Cantor nacionalista e anti-sistema baralha contas nas presidenciais da Croácia
Poucos duvidavam de que a decisão final seria disputada pela actual Presidente, do centro-direita, e por um antigo primeiro-ministro do centro-esquerda. Mas a chave das eleições pode estar na candidatura de Miroslav Skoro, que pode surpreender na primeira volta deste domingo.
Há quase 20 anos que as eleições presidenciais na Croácia são decididas numa segunda volta, e a deste ano, cuja primeira fase decorre no domingo, não será diferente. Ainda assim, as sondagens indicam que pode estar em preparação uma mudança histórica: pela primeira vez, a esquerda arrisca-se a ficar sem um representante próprio na fase decisiva das eleições, e o próximo Presidente pode ser um cantor pop-folk nacionalista e anti-sistema, apoiado pela extrema-direita e tolerado por uma boa parte do centro-esquerda.
Ao contrário do que tem sido habitual desde as primeiras presidenciais na Croácia independente, em 1992, este ano há três candidatos com fortes possibilidades de passar à segunda volta, marcada para 5 de Janeiro.
A favorita nas sondagens é a actual Presidente, Kolinda Grabar-Kitarovic, do maior partido do centro-direita (União Democrática Croata, HDZ).
E é provável que a decisão final seja entre Grabar-Kitarovic e o antigo primeiro-ministro Zoran Milanovic, do maior partido croata do centro-esquerda (Partido Social Democrata, SDP).

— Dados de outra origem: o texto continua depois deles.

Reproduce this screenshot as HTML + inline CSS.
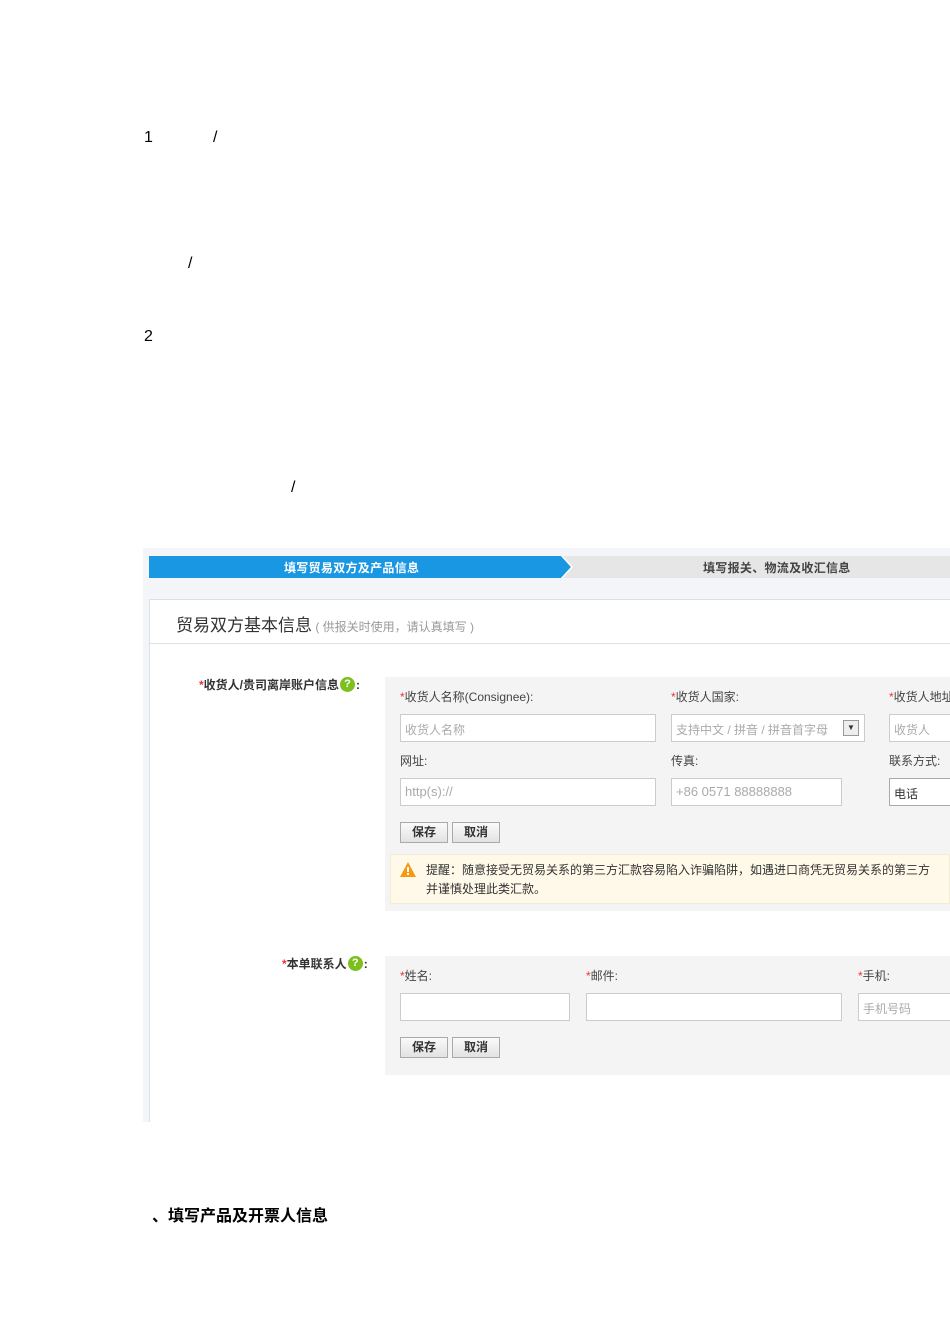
<!DOCTYPE html>
<html><head><meta charset="utf-8"><style>
*{margin:0;padding:0;box-sizing:border-box}
body{width:950px;height:1344px;background:#fff;position:relative;overflow:hidden;font-family:"Liberation Sans","Noto Sans CJK SC",sans-serif;}
.a{position:absolute;white-space:nowrap}
.t{font-size:16px;color:#000}
.s{font-size:12px;color:#444;line-height:16px}
.r{color:#e33}
.in{position:absolute;height:28px;background:#fff;border:1px solid #ccc;font-size:12px;color:#aaa;padding:6px 4px;white-space:nowrap;overflow:hidden}
.btn{position:absolute;width:48px;height:21px;background:linear-gradient(#fafafa,#e2e2e2);border:1px solid #aaa;font-size:12px;font-weight:bold;color:#333;text-align:center;line-height:19px}
.q{display:inline-block;width:15px;height:15px;border-radius:50%;background:#7cbf1e;color:#fff;font-size:11px;font-weight:bold;text-align:center;line-height:15px;vertical-align:top;margin:0 1px}
</style></head><body>
<div class="a t" style="left:144px;top:129px">1</div>
<div class="a t" style="left:213px;top:129px">/</div>
<div class="a t" style="left:188px;top:255px">/</div>
<div class="a t" style="left:144px;top:328px">2</div>
<div class="a t" style="left:291px;top:479px">/</div>

<div class="a" style="left:143px;top:548px;width:807px;height:574px;background:#f4f5f8"></div>
<div class="a" style="left:149px;top:556px;width:801px;height:22px;background:#e6e6e6"></div>
<svg class="a" style="left:149px;top:556px" width="424" height="22"><polygon points="0,0 412,0 422,11 412,22 0,22" fill="#1a97e3"/><polygon points="412,0 414,0 424,11 414,22 412,22 422,11" fill="#fff"/></svg>
<div class="a" style="left:284px;top:559px;font-size:12px;font-weight:bold;color:#fff;letter-spacing:0.3px">填写贸易双方及产品信息</div>
<div class="a" style="left:703px;top:559px;font-size:12px;font-weight:bold;color:#444;letter-spacing:0.3px">填写报关、物流及收汇信息</div>

<div class="a" style="left:149px;top:599px;width:801px;height:523px;background:#fff;border-left:1px solid #dde0e6;border-top:1px solid #dde0e6"></div>
<div class="a" style="left:149px;top:643px;width:801px;height:1px;background:#dde0e6"></div>
<div class="a" style="left:176px;top:611px;font-size:17px;color:#333">贸易双方基本信息<span style="font-size:12px;color:#999"> ( 供报关时使用，请认真填写 )</span></div>

<div class="a s" style="left:199px;top:677px;font-weight:bold;color:#333"><span class="r">*</span>收货人/贵司离岸账户信息<span class="q">?</span>:</div>
<div class="a" style="left:385px;top:677px;width:565px;height:234px;background:#f4f4f4"></div>
<div class="a s" style="left:400px;top:689px"><span class="r">*</span>收货人名称(Consignee):</div>
<div class="a s" style="left:671px;top:689px"><span class="r">*</span>收货人国家:</div>
<div class="a s" style="left:889px;top:689px"><span class="r">*</span>收货人地址</div>
<div class="in" style="left:400px;top:714px;width:256px">收货人名称</div>
<div class="in" style="left:671px;top:714px;width:194px">支持中文 / 拼音 / 拼音首字母</div>
<div class="a" style="left:843px;top:720px;width:16px;height:16px;border:1px solid #999;background:#eee;font-size:8px;text-align:center;line-height:14px;color:#333">▼</div>
<div class="in" style="left:889px;top:714px;width:70px">收货人</div>
<div class="a s" style="left:400px;top:753px">网址:</div>
<div class="a s" style="left:671px;top:753px">传真:</div>
<div class="a s" style="left:889px;top:753px">联系方式:</div>
<div class="in" style="left:400px;top:778px;width:256px;font-size:13px;padding-top:5px">http(s)://</div>
<div class="in" style="left:671px;top:778px;width:171px;font-size:13px;padding-top:5px">+86 0571 88888888</div>
<div class="in" style="left:889px;top:778px;width:70px;color:#333;border-color:#aaa">电话</div>
<div class="btn" style="left:400px;top:822px">保存</div>
<div class="btn" style="left:452px;top:822px">取消</div>
<div class="a" style="left:390px;top:854px;width:560px;height:50px;background:#fff9ea;border:1px solid #f5ecd5"></div>
<svg class="a" style="left:400px;top:862px" width="16" height="15"><polygon points="8,0 16,15 0,15" fill="#f59a10"/><rect x="7" y="5" width="2" height="5" fill="#fff"/><rect x="7" y="11" width="2" height="2" fill="#fff"/></svg>
<div class="a s" style="left:426px;top:862px;color:#333">提醒：随意接受无贸易关系的第三方汇款容易陷入诈骗陷阱，如遇进口商凭无贸易关系的第三方</div>
<div class="a s" style="left:426px;top:881px;color:#333">并谨慎处理此类汇款。</div>

<div class="a s" style="left:282px;top:956px;font-weight:bold;color:#333"><span class="r">*</span>本单联系人<span class="q">?</span>:</div>
<div class="a" style="left:385px;top:956px;width:565px;height:119px;background:#f4f4f4"></div>
<div class="a s" style="left:400px;top:968px"><span class="r">*</span>姓名:</div>
<div class="a s" style="left:586px;top:968px"><span class="r">*</span>邮件:</div>
<div class="a s" style="left:858px;top:968px"><span class="r">*</span>手机:</div>
<div class="in" style="left:400px;top:993px;width:170px"></div>
<div class="in" style="left:586px;top:993px;width:256px"></div>
<div class="in" style="left:858px;top:993px;width:100px">手机号码</div>
<div class="btn" style="left:400px;top:1037px">保存</div>
<div class="btn" style="left:452px;top:1037px">取消</div>

<div class="a" style="left:152px;top:1202px;font-size:16px;font-weight:bold;color:#000">、填写产品及开票人信息</div>
</body></html>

Mas a entrada na corrida de Miroslav Skoro, de 57 anos, um famoso cantor croata que teve uma passagem curta pelo Parlamento como deputado do HDZ, em 2008, e que se apresenta agora como independente, nacionalista e anti-sistema, veio agitar a campanha e baralhar as contas.
Favorito na segunda volta?
Segundo as sondagens, o apoio a cada um dos três candidatos ronda os 25%, com Grabar-Kitarovic à frente, seguida de Milanovic e Skoro. Atrás surgem mais oito nomes, e só um deles passa a barreira dos 10%.
Nenhum candidato se aproxima dos 50% mais um voto, e é possível que as sondagens estejam a subvalorizar o peso de Miroslav Skoro. Se o candidato-cantor passar à segunda volta com a actual Presidente, por exemplo, as suas hipóteses de vitória dão um pulo. Segundo uma sondagem recente, citada pelo instituto Europe Elects, 60% dos eleitores do SDP admitem votar em Skoro se o seu candidato ficar para trás.
“A estratégia de Miroslav Skoro é conquistar os votos das pessoas que estão descontentes com o sistema político na Croácia, em particular com a liderança governamental do HDZ”, explica o jornalista croata Luka Ivan Jukic no site do Europe Elects.
“Isso deixa Grabar-Kitarovic numa posição difícil, já que ela é muito mais popular do que o seu partido, e é ainda mais popular do que as políticas do HDZ. Tal como Milanovic [do SPD], Skoro tem dito que um voto em Grabar-Kitarovic é um voto no primeiro-ministro, Andrej Plenkovic. Dito de outra forma, votar em Grabar-Kitarovic é apoiar o partido no Governo”, diz Luka Ivan Jukic.
Miroslav Skoro tem dedicado uma atenção especial à extrema-direita, o que levou a Presidente a radicalizar o seu discurso para tentar não perder apoios na ala mais à direita do seu partido. Como resultado, “nenhum dos candidatos abordou os assuntos mais quentes na Croácia de hoje em dia, da economia à emigração, do aborto aos direitos dos homossexuais”, diz a jornalista Anja Vladisavljevic, no site Balkan Insight.
“O que continua a motivar o debate é o passado – dos líderes fascistas da Croácia na II Guerra Mundial, ao papel do país na Jugoslávia socialista, à guerra da independência”, salienta a jornalista. Skoro, por exemplo, admite amnistiar o criminoso de guerra Tomislav Mercep, cuja unidade foi responsável pela tortura e assassínio de 43 civis em 1991.
O papel dos chefes de Estado na Croácia foi relegado para segundo plano numa revisão constitucional aprovada em finais de 2000, e desde o fim do sistema semipresidencialista é o primeiro-ministro o principal responsável pelas políticas do país. Mas essa mudança pode também estar em causa nas eleições deste domingo e de 5 de Janeiro. Se for eleito, Miroslav Skoro já prometeu que vai lutar “pela reestruturação de todo o sistema político”, em particular pelo reforço dos poderes presidenciais à imagem do que acontecia na época de Franjo Tudjman, o primeiro Presidente da Croácia.